A national medical association contacted Ground Floor Partners seeking help with developing a business plan to set up their own in-house testing facility for members. Each year the association brought in several hundred physicians for several days of oral examinations. The association had been leasing space from a hotel for several years, and while the arrangement seemed to be working reasonably well, the board believed they could set up their own in-house testing facility and then rent the space out to other groups to make a profit.
The board asked Ground Floor Partners to help them develop a business plan for the proposed facility.
Initially, this looked like a fairly straightforward project. We would research other groups that needed testing centers (demand), identify and research other testing facilities (supply), and compare the two sides. We assumed there was modest supply but plenty of demand.

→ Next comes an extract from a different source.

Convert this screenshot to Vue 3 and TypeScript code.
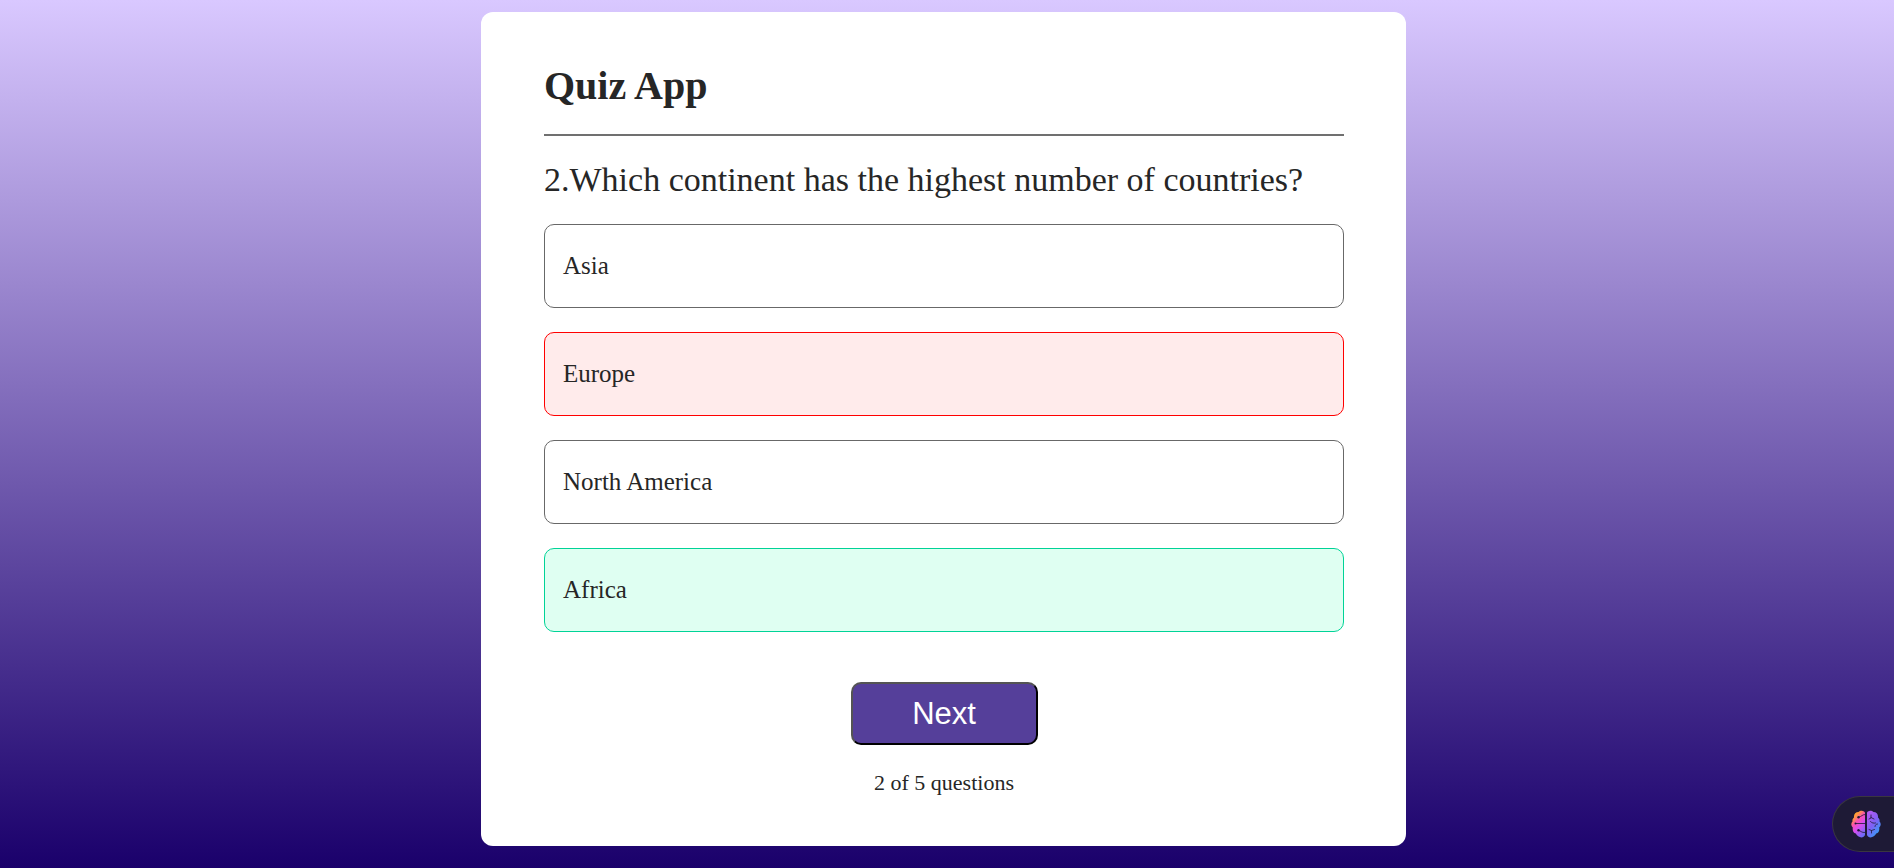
<script setup lang="ts">
import { ref } from 'vue'

type Status = 'plain' | 'wrong' | 'correct'

interface Option {
  label: string
  status: Status
}

const index = ref(1)
const total = 5
const question = 'Which continent has the highest number of countries?'
const options = ref<Option[]>([
  { label: 'Asia', status: 'plain' },
  { label: 'Europe', status: 'wrong' },
  { label: 'North America', status: 'plain' },
  { label: 'Africa', status: 'correct' },
])
</script>

<template>
  <div class="page">
    <main class="card">
      <h1 class="title">Quiz App</h1>
      <hr class="rule" />
      <h2 class="question">{{ index + 1 }}.{{ question }}</h2>
      <ul class="options">
        <li v-for="option in options" :key="option.label">
          <button type="button" class="option" :class="option.status">{{ option.label }}</button>
        </li>
      </ul>
      <button type="button" class="next">Next</button>
      <p class="progress">{{ index + 1 }} of {{ total }} questions</p>
    </main>

    <button type="button" class="assistant" aria-label="Open assistant">
      <svg class="brain" viewBox="0 0 30 28" aria-hidden="true">
        <defs>
          <linearGradient id="brain-left" x1="0.2" y1="0" x2="0.75" y2="1">
            <stop offset="0" stop-color="#ffb01f" />
            <stop offset="0.2" stop-color="#ff9a3c" />
            <stop offset="0.4" stop-color="#fb4fb4" />
            <stop offset="0.62" stop-color="#d94cf0" />
            <stop offset="1" stop-color="#6a6cf8" />
          </linearGradient>
          <linearGradient id="brain-right" x1="0.1" y1="0" x2="0.8" y2="1">
            <stop offset="0" stop-color="#b95af2" />
            <stop offset="0.5" stop-color="#8060f4" />
            <stop offset="1" stop-color="#28a8f8" />
          </linearGradient>
        </defs>
        <path
          fill="url(#brain-left)"
          d="M14 3C14 .5 9.500-.3 7.500 2 4.500 2 2.600 4.500 3 7.500 1.600 8.600 1.200 10.200 1.500 11.500-.2 13.300-.1 15.800 1.800 17.500 1.300 20.500 2.300 22.700 4.800 23.500 6.500 27.600 12.500 29 14 25z"
        />
        <path
          fill="url(#brain-right)"
          d="M16 3C16 .5 20.500-.3 22.500 2c3 0 4.900 2.500 4.500 5.500 1.400 1.100 1.800 2.700 1.500 4 1.700 1.800 1.600 4.300-.3 6 .5 3-.5 5.200-3 6C23.500 27.600 17.500 29 16 25z"
        />
        <g fill="none" stroke="#1e1a36" stroke-width="0.8" stroke-linecap="round">
          <path d="M14 4.500c-3 0-3 2-6 2.500M5 13.500h9M8 20.500c1.500 0 2.500 2.500 6 2" />
          <path d="M20 5v3l-2 1M20 7.500l3 1.500M19.500 11.500c1 1.500 3.500 2 5 1.500M24 16.500c.2-1.500 1-2.500 2.500-2.500M18 19.500l2.500 1v2.500M20.500 20.500l3-1" />
        </g>
        <g fill="#1e1a36">
          <circle cx="7.500" cy="7.200" r="1.200" />
          <circle cx="4.500" cy="13.500" r="1" />
          <circle cx="7.500" cy="20.200" r="1.200" />
        </g>
      </svg>
    </button>
  </div>
</template>

<style>
body {
  margin: 0;
}
</style>

<style scoped>
.page {
  box-sizing: border-box;
  min-height: 100vh;
  padding: 12px 15px 22px 8px;
  background: linear-gradient(#d9c8ff, #1a006b);
  font-family: 'Liberation Serif', 'Times New Roman', serif;
  color: #262626;
}

.card {
  box-sizing: border-box;
  display: flex;
  flex-direction: column;
  max-width: 925px;
  margin: 0 auto;
  padding: 50px 62px 50px 63px;
  border-radius: 12px;
  background: #fff;
}

.title {
  margin: 0;
  font-size: 40px;
  line-height: 47px;
}

.rule {
  width: 100%;
  height: 2px;
  margin: 25px 0;
  border: none;
  background: #707070;
}

.question {
  margin: 0 0 25px;
  font-size: 34px;
  font-weight: 400;
  line-height: 38px;
}

.options {
  display: flex;
  flex-direction: column;
  gap: 24px;
  margin: 0;
  padding: 0;
  list-style: none;
}

.option {
  box-sizing: border-box;
  display: block;
  width: 100%;
  height: 84px;
  padding: 0 18px;
  border: 1px solid #686868;
  border-radius: 10px;
  background: #fff;
  color: inherit;
  font: inherit;
  font-size: 25px;
  text-align: left;
  cursor: pointer;
}

.option.wrong {
  border-color: #ff0000;
  background: #ffebeb;
}

.option.correct {
  border-color: #00d397;
  background: #dffff2;
}

.next {
  box-sizing: border-box;
  width: 187px;
  height: 63px;
  margin: 50px auto 25px;
  padding: 0;
  border: 2px outset #000;
  border-radius: 10px;
  background: #553f9a;
  color: #fff;
  font-family: 'Liberation Sans', Arial, sans-serif;
  font-size: 31px;
  cursor: pointer;
}

.progress {
  margin: 0;
  font-size: 22px;
  line-height: 26px;
  text-align: center;
}

.assistant {
  position: fixed;
  right: 0;
  bottom: 16px;
  box-sizing: border-box;
  display: flex;
  align-items: center;
  width: 62px;
  height: 56px;
  padding: 0 0 0 18px;
  border: 1px solid #3a3640;
  border-right: none;
  border-radius: 28px 0 0 28px;
  background: #1e1a36;
  cursor: pointer;
}

.brain {
  width: 30px;
  height: 28px;
}
</style>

However, our research quickly revealed the opposite: demand was shrinking and supply was increasing. The Airbnb, flex space, and shared office space movements were all growing, while the demand for specialized testing facilities was shrinking.
Another issue was that we were ten years into the economic expansion since the Great Recession, so construction and real estate prices were near historical highs. This was especially so in the neighborhoods of greatest interest to the association.

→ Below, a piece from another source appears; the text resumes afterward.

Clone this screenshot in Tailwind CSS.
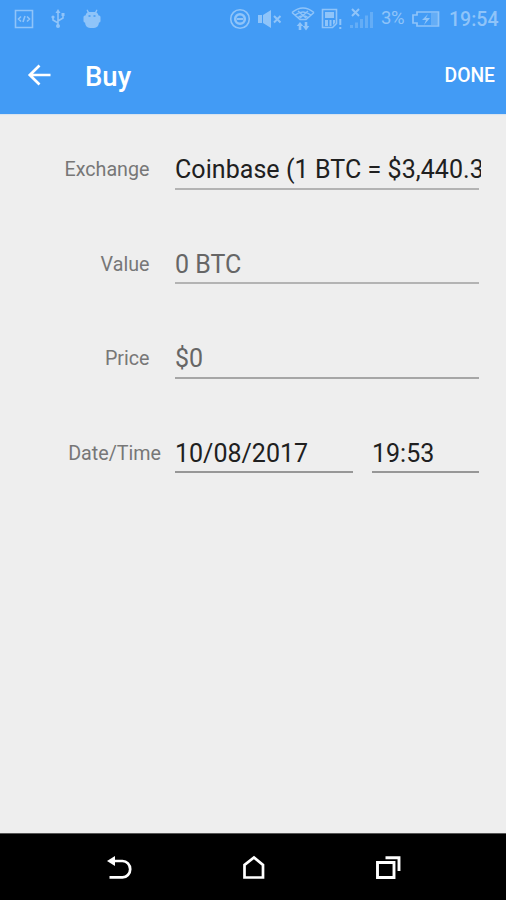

On top of all this, because our client needed a rather large and unique space, the landlords all insisted on long term leases, in the range of 5-10 years.
We concluded that if they went ahead with the new testing facility, they would lock in high costs now, and be vulnerable to potentially lower leasing rates from their tenants in the future.
We developed a simple financial model for the business and ran several different scenarios. The model indicated the association could easily lock in a $500,000 annual loss each year for the next 5-10 years.
We also contacted several commercial real estate brokers and tenant representation agents to get their opinions. They agreed that the concept was flawed and suggested exploring alternatives.
We presented our findings to the board. They reviewed our findings and decided to follow a much safer course. The association abandoned the project and instead decided to rent space from another group that had already invested in a new facility. Our research and advice helped the association enter into an attractive, flexible solution, and potentially saved them a minimum of $2.5 million dollars over the next five years.